As a child, I remember much enjoying the story of The Story of Babar the Elephant by Jean de Brunhoff, so I gave it to my son as Christmas present. Reading it to him, I have been struck by what very strange – very French – story it is.
For those unfamiliar with the tale it goes thus. Babar is a happy baby elephant. One day his mother is killed by “a wicked hunter.” Babar then goes to the city, where he is befriended by a rich old lady. The old lady buys him some very dapper clothes (described in great detail), gets him some pastries, and Babar is very happy. One day his cousins come to visit. Babar buys them pastries and dapper clothes. After some time, all the elephants decide to return to the forest. Babar marries his cousin, and the elephants decide to make him their king because he has such nice clothes. The end.
Think about the logic of this story. Babar suffers a great evil, the death of his mother. He find’s solace in fashion and pastries. Rather than seeking justice, he seeks elegance and this seems to be a fully satisfactory replacement for both justice and his mother. He then magnanimously shares his elegance with unfortunate relations, and – after an incestuous marriage – is made king on the basis of his fashion.
In this story, style becomes the ultimate arbiter of life. It is style that redeems Babar from his sadness. It is style that justifies his elevation to royalty. It is style that wins the heart of his cousin.

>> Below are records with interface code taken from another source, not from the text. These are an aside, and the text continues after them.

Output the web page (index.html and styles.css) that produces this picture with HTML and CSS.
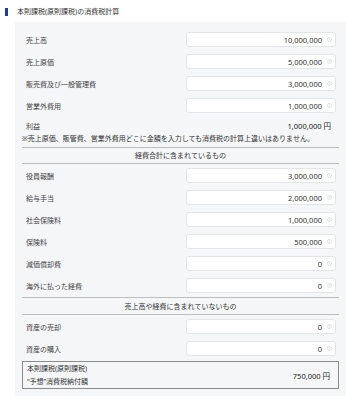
FILE: index.html
```html
<!DOCTYPE html>
<html lang="ja">
<head>
  <meta charset="UTF-8">
  <title>本則課税(原則課税)の消費税計算</title>
  <link rel="stylesheet" href="styles.css">
</head>
<body>
  <h1 class="title"><span class="bar"></span>本則課税(原則課税)の消費税計算</h1>

  <div class="panel">
    <div class="row"><span class="label">売上高</span><div class="field"><span>10,000,000</span><svg class="clear" viewBox="0 0 10 10"><circle cx="5" cy="5" r="4.2"/><path d="M3.3 3.3l3.4 3.4M6.7 3.3l-3.4 3.4"/></svg></div></div>
    <div class="row"><span class="label">売上原価</span><div class="field"><span>5,000,000</span><svg class="clear" viewBox="0 0 10 10"><circle cx="5" cy="5" r="4.2"/><path d="M3.3 3.3l3.4 3.4M6.7 3.3l-3.4 3.4"/></svg></div></div>
    <div class="row"><span class="label">販売費及び一般管理費</span><div class="field"><span>3,000,000</span><svg class="clear" viewBox="0 0 10 10"><circle cx="5" cy="5" r="4.2"/><path d="M3.3 3.3l3.4 3.4M6.7 3.3l-3.4 3.4"/></svg></div></div>
    <div class="row"><span class="label">営業外費用</span><div class="field"><span>1,000,000</span><svg class="clear" viewBox="0 0 10 10"><circle cx="5" cy="5" r="4.2"/><path d="M3.3 3.3l3.4 3.4M6.7 3.3l-3.4 3.4"/></svg></div></div>

    <div class="profit"><span class="label">利益</span><span class="amount">1,000,000 円</span></div>
    <p class="note">※売上原価、販管費、営業外費用どこに金額を入力しても消費税の計算上違いはありません。</p>

    <!-- 経費に含まれるもの -->
    <div class="heading">経費合計に含まれているもの</div>
    <div class="group">
      <div class="row"><span class="label">役員報酬</span><div class="field"><span>3,000,000</span><svg class="clear" viewBox="0 0 10 10"><circle cx="5" cy="5" r="4.2"/><path d="M3.3 3.3l3.4 3.4M6.7 3.3l-3.4 3.4"/></svg></div></div>
      <div class="row"><span class="label">給与手当</span><div class="field"><span>2,000,000</span><svg class="clear" viewBox="0 0 10 10"><circle cx="5" cy="5" r="4.2"/><path d="M3.3 3.3l3.4 3.4M6.7 3.3l-3.4 3.4"/></svg></div></div>
      <div class="row"><span class="label">社会保険料</span><div class="field"><span>1,000,000</span><svg class="clear" viewBox="0 0 10 10"><circle cx="5" cy="5" r="4.2"/><path d="M3.3 3.3l3.4 3.4M6.7 3.3l-3.4 3.4"/></svg></div></div>
      <div class="row"><span class="label">保険料</span><div class="field"><span>500,000</span><svg class="clear" viewBox="0 0 10 10"><circle cx="5" cy="5" r="4.2"/><path d="M3.3 3.3l3.4 3.4M6.7 3.3l-3.4 3.4"/></svg></div></div>
      <div class="row"><span class="label">減価償却費</span><div class="field"><span>0</span><svg class="clear" viewBox="0 0 10 10"><circle cx="5" cy="5" r="4.2"/><path d="M3.3 3.3l3.4 3.4M6.7 3.3l-3.4 3.4"/></svg></div></div>
      <div class="row last"><span class="label">海外に払った経費</span><div class="field"><span>0</span><svg class="clear" viewBox="0 0 10 10"><circle cx="5" cy="5" r="4.2"/><path d="M3.3 3.3l3.4 3.4M6.7 3.3l-3.4 3.4"/></svg></div></div>
    </div>

    <!-- 含まれないもの -->
    <div class="heading second">売上高や経費に含まれていないもの</div>
    <div class="row"><span class="label">資産の売却</span><div class="field"><span>0</span><svg class="clear" viewBox="0 0 10 10"><circle cx="5" cy="5" r="4.2"/><path d="M3.3 3.3l3.4 3.4M6.7 3.3l-3.4 3.4"/></svg></div></div>
    <div class="row last"><span class="label">資産の購入</span><div class="field"><span>0</span><svg class="clear" viewBox="0 0 10 10"><circle cx="5" cy="5" r="4.2"/><path d="M3.3 3.3l3.4 3.4M6.7 3.3l-3.4 3.4"/></svg></div></div>

    <div class="result">
      <div class="result-label">本則課税(原則課税)<br>“予想”消費税納付額</div>
      <span class="amount">750,000 円</span>
    </div>
  </div>
</body>
</html>
```

FILE: styles.css
```css
body {
  margin: 0;
  font-family: "Noto Sans", "Noto Sans CJK JP", sans-serif;
  font-size: 7px;
  color: #444;
  background: #fff;
}
.title {
  display: flex;
  align-items: center;
  height: 22px;
  margin: 0;
  padding-left: 5px;
  font-size: 7px;
  font-weight: normal;
  color: #333;
}
.bar {
  width: 3px;
  height: 8px;
  margin-right: 9px;
  margin-top: 2px;
  background: #1f3a93;
}
.panel {
  margin: 0 17px 0 15px;
  padding: 10px 7px 7px;
  background: #f5f6f8;
}
.row {
  display: flex;
  align-items: center;
  height: 15px;
  margin-bottom: 7px;
  padding: 0 3px 0 4px;
}
.row.last {
  margin-bottom: 4px;
}
.label {
  flex: 1;
}
.field {
  display: flex;
  align-items: center;
  justify-content: flex-end;
  box-sizing: border-box;
  width: 150px;
  height: 15px;
  padding-right: 3px;
  background: #fff;
  border: 1px solid #e3e5e9;
  border-radius: 3px;
  font-size: 7.5px;
  color: #333;
}
.clear {
  width: 5px;
  height: 5px;
  margin-left: 5px;
  fill: none;
  stroke: #c8c8c8;
  stroke-width: 1;
}
.profit {
  display: flex;
  align-items: center;
  height: 11px;
  padding: 0 8px 0 4px;
  margin-top: 3px;
}
.amount {
  font-size: 7.5px;
  color: #222;
}
.note {
  margin: 2px 0 0;
  line-height: 11px;
  padding-bottom: 3px;
  border-bottom: 1px solid #bdbdbd;
  color: #333;
}
.heading {
  padding: 2px 0;
  line-height: 11px;
  text-align: center;
  border-bottom: 1px solid #bdbdbd;
  margin-bottom: 4px;
  color: #333;
}
.group {
  border-bottom: 1px solid #bdbdbd;
}
.heading.second {
  padding-top: 3px;
  margin-bottom: 4px;
}
.result {
  display: flex;
  align-items: center;
  margin-top: 5px;
  padding: 0 8px 0 4px;
  border: 1px solid #8c8c8c;
  background: #fff0;
}
.result-label {
  flex: 1;
  line-height: 13px;
  color: #333;
}
```
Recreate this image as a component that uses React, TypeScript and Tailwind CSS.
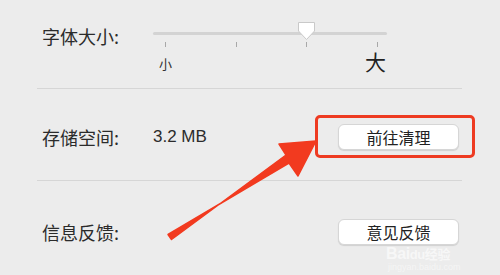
import React from 'react';

const ticks = [165, 236, 306, 377];

const SettingsButton: React.FC<{ label: string }> = ({ label }) => (
  <button className="w-[121px] h-[26px] rounded-[6px] bg-white border border-[#d6d6d6] shadow-[0_1px_1px_rgba(0,0,0,0.12)] text-[16px] leading-none text-[#222]">
    {label}
  </button>
);

const App: React.FC = () => {
  return (
    <div
      className="relative w-[500px] h-[275px] overflow-hidden bg-[#ececec] text-[#2b2b2b]"
      style={{ fontFamily: '"Noto Sans CJK SC", "Liberation Sans", sans-serif' }}
    >
      {/* Font size */}
      <div className="h-[88px] flex pl-[42px] pt-[22px]">
        <span className="w-[111px] text-[18px] leading-[28px]">字体大小:</span>
        <div className="relative w-[234px]">
          <div className="mt-[10px] h-[3px] rounded-full bg-[#d3d3d3]" />
          <div className="relative h-[10px] mt-[7px]">
            {ticks.map((x) => (
              <div key={x} className="absolute top-0 w-px h-[5px] bg-[#a8a8a8]" style={{ left: x - 153 }} />
            ))}
          </div>
          <div className="relative h-[24px] mt-[4px]">
            <span className="absolute left-[6px] top-[-2px] text-[13px] text-[#333]">小</span>
            <span className="absolute left-[212px] top-[-10px] text-[21px] text-[#222]">大</span>
          </div>
          <svg className="absolute left-[144px] top-[-1px]" width="19" height="20" viewBox="0 0 19 20">
            <path d="M1.5 1.5 H17.5 V10 L9.5 18.5 L1.5 10 Z" fill="#ffffff" stroke="#c9c9c9" strokeWidth="1" strokeLinejoin="round" />
          </svg>
        </div>
      </div>
      <div className="ml-[37px] w-[425px] h-px bg-[#d6d6d6]" />

      {/* Storage */}
      <div className="h-[91px] flex items-center pl-[42px] pt-[5px]">
        <span className="w-[111px] text-[18px]">存储空间:</span>
        <span className="w-[185px] text-[17px]" style={{ fontFamily: '"Liberation Sans", sans-serif' }}>3.2 MB</span>
        <SettingsButton label="前往清理" />
      </div>
      <div className="ml-[37px] w-[425px] h-px bg-[#d6d6d6]" />

      {/* Feedback */}
      <div className="h-[94px] flex items-center pl-[42px] pt-[8px]">
        <span className="w-[296px] text-[18px]">信息反馈:</span>
        <SettingsButton label="意见反馈" />
      </div>

      {/* annotation */}
      <div className="absolute left-[315px] top-[115px] w-[160px] h-[43px] rounded-[5px] border-[3px] border-[#ee3b22]" />
      <svg className="absolute left-0 top-0" width="500" height="275" viewBox="0 0 500 275">
        <path
          d="M168 234.5 L289 163 L298 176 L316 141 L279 144 L286 155 L171.5 239.5 Z"
          fill="#f23a1f"
          stroke="#f23a1f"
          strokeWidth="1.5"
          strokeLinejoin="round"
        />
      </svg>

      <div className="absolute left-[386px] top-[246px] leading-none text-[16px] font-bold text-white/60 tracking-tight" style={{ fontFamily: '"Liberation Sans", sans-serif' }}>
        Bai<span className="text-[13px]">du</span><span className="text-[13px]" style={{ fontFamily: '"Noto Sans CJK SC", sans-serif' }}>经验</span>
      </div>
      <div className="absolute left-[388px] top-[263px] leading-none text-[9px] text-white/50" style={{ fontFamily: '"Liberation Sans", sans-serif' }}>
        jingyan.baidu.com
      </div>
    </div>
  );
};

export default App;
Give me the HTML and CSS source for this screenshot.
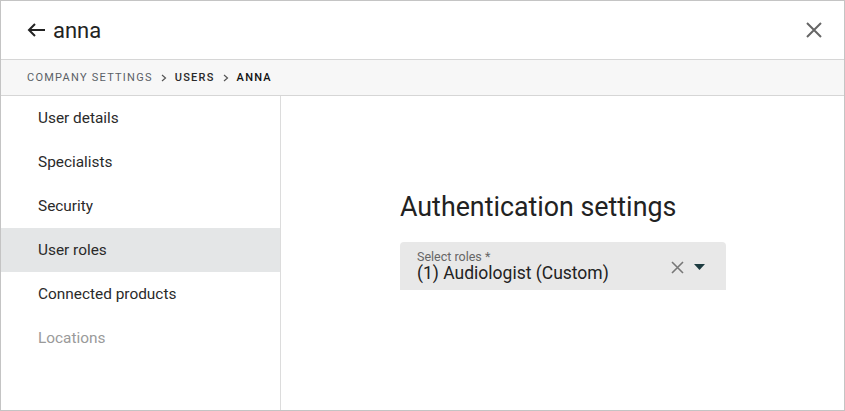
FILE: index.html
```html
<!DOCTYPE html>
<html>
<head>
<meta charset="utf-8">
<link rel="stylesheet" href="styles.css">
</head>
<body>
<div class="dialog">
  <header class="header">
    <div class="title">
      <svg class="back" width="20" height="16" viewBox="0 0 20 16"><path d="M19 8H3M9 2L3 8l6 6" fill="none" stroke="#222" stroke-width="2"/></svg>
      <span>anna</span>
    </div>
    <svg class="close" width="16" height="16" viewBox="0 0 16 16"><path d="M1 1L15 15M15 1L1 15" stroke="#666" stroke-width="2"/></svg>
  </header>
  <nav class="crumbs">
    <span class="c1">COMPANY SETTINGS</span>
    <svg class="sep" width="6" height="8" viewBox="0 0 6 8"><path d="M1 1L4.5 4L1 7" fill="none" stroke="#555" stroke-width="1.2"/></svg>
    <span class="c2">USERS</span>
    <svg class="sep" width="6" height="8" viewBox="0 0 6 8"><path d="M1 1L4.5 4L1 7" fill="none" stroke="#555" stroke-width="1.2"/></svg>
    <span class="c3">ANNA</span>
  </nav>
  <div class="body">
    <aside class="side">
      <div class="item">User details</div>
      <div class="item">Specialists</div>
      <div class="item">Security</div>
      <div class="item active">User roles</div>
      <div class="item">Connected products</div>
      <div class="item disabled">Locations</div>
    </aside>
    <main class="main">
      <h1 class="heading">Authentication settings</h1>
      <div class="select">
        <div class="select-text">
          <div class="label">Select roles *</div>
          <div class="value">(1) Audiologist (Custom)</div>
        </div>
        <svg class="clear" width="13" height="13" viewBox="0 0 13 13"><path d="M1 1L12 12M12 1L1 12" stroke="#777" stroke-width="1.6"/></svg>
        <svg class="caret" width="11" height="6" viewBox="0 0 11 6"><path d="M0 0H11L5.5 6Z" fill="#1d3b40"/></svg>
      </div>
    </main>
  </div>
</div>
</body>
</html>
```
FILE: styles.css
```css
* { box-sizing: border-box; }
html, body { margin: 0; padding: 0; }
body {
  font-family: Roboto, "Noto Sans", sans-serif;
  color: #222;
  background: #fff;
}
.dialog {
  width: 845px;
  height: 411px;
  border: 1px solid #c4c4c4;
  display: flex;
  flex-direction: column;
}
.header {
  height: 59px;
  flex: none;
  display: flex;
  align-items: center;
  justify-content: space-between;
  padding: 0 22px 0 25px;
  border-bottom: 1px solid #d6d6d6;
}
.title {
  display: flex;
  align-items: center;
  gap: 7px;
  font-size: 22px;
  color: #222;
}
.crumbs {
  height: 36px;
  flex: none;
  background: #f7f7f7;
  border-bottom: 1px solid #d6d6d6;
  display: flex;
  align-items: center;
  padding-left: 26px;
  font-size: 11px;
  letter-spacing: 1.25px;
  gap: 8px;
}
.c1 { color: #5a5f66; }
.sep { flex: none; }
.c2 { color: #2a2a2a; font-weight: 500; }
.c3 { color: #111; font-weight: 500; }
.body {
  flex: 1;
  display: flex;
  min-height: 0;
}
.side {
  width: 280px;
  flex: none;
  border-right: 1px solid #dcdcdc;
}
.item {
  height: 44px;
  display: flex;
  align-items: center;
  padding-left: 37px;
  font-size: 15.4px;
  color: #2a2a2a;
}
.item.active { background: #e4e6e7; }
.item.disabled { color: #9a9a9a; }
.main {
  flex: 1;
  padding: 95px 0 0 119px;
}
.heading {
  margin: 0 0 19px;
  font-size: 26.8px;
  font-weight: 400;
  color: #222;
  line-height: 32px;
}
.select {
  width: 326px;
  height: 48px;
  background: #e8e8e8;
  border-radius: 4px 4px 0 0;
  display: flex;
  align-items: center;
  padding: 0 21px 0 17px;
}
.select-text { flex: 1; padding-top: 2px; }
.label { font-size: 12.5px; color: #666; line-height: 13px; }
.value { font-size: 17.5px; color: #222; line-height: 21px; }
.clear { margin-right: 10px; margin-top: 2px; }
.caret { margin-top: 2px; }
```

Had the story of Babar been written by an American it would have gone thus. After the wicked hunter killed his mother, Babar would have devoted himself to avenging her death and exacting justice from the hunter. There would have been a tense scene in which Babar confronted the hunter and said, “Hallo! My name is Babar! You killed my mother! Prepare to die!” Babar and the hunter would then have struggled to the death. It is not clear whether Babar would actually kill the hunter, but at the end of the struggle, it would be clear who the alpha-elephant is. In fact, I don’t think that Babar would actually kill the hunter, but rather would leave him to live out the remainder of his miserable life fully conscious of his horrible crime, cankered and destroyed by guilt and remorse. Babar would then vanquish a bully elephant in single combat, and thus become king of the elephants. And he would marry the bully’s girl friend.
This is why the French have great pastries and fashion, while Americans invade Iraq.
>It is style that redeems Babar from his sadness.
Perhaps that’s why people shop to chase away the blues.
It doesn’t matter what you do so long as you look fashionable and speak well.
My wife informs me that there is a book called _Should We Burn Barbar?_ that argues that the story is a thinly veiled apologetic for colonialism . . .
isnt’ there more than one babar story book?
style jurisprudence: Hm…maybe this explains the success of queer eye for the strait guy? or style court? (both of which i find entertaining)
Greg, we shouldn’t burn it, but we should include Orwell’s “Shooting an Elephant” as the fictional story of the “wicked hunter” in an appendix.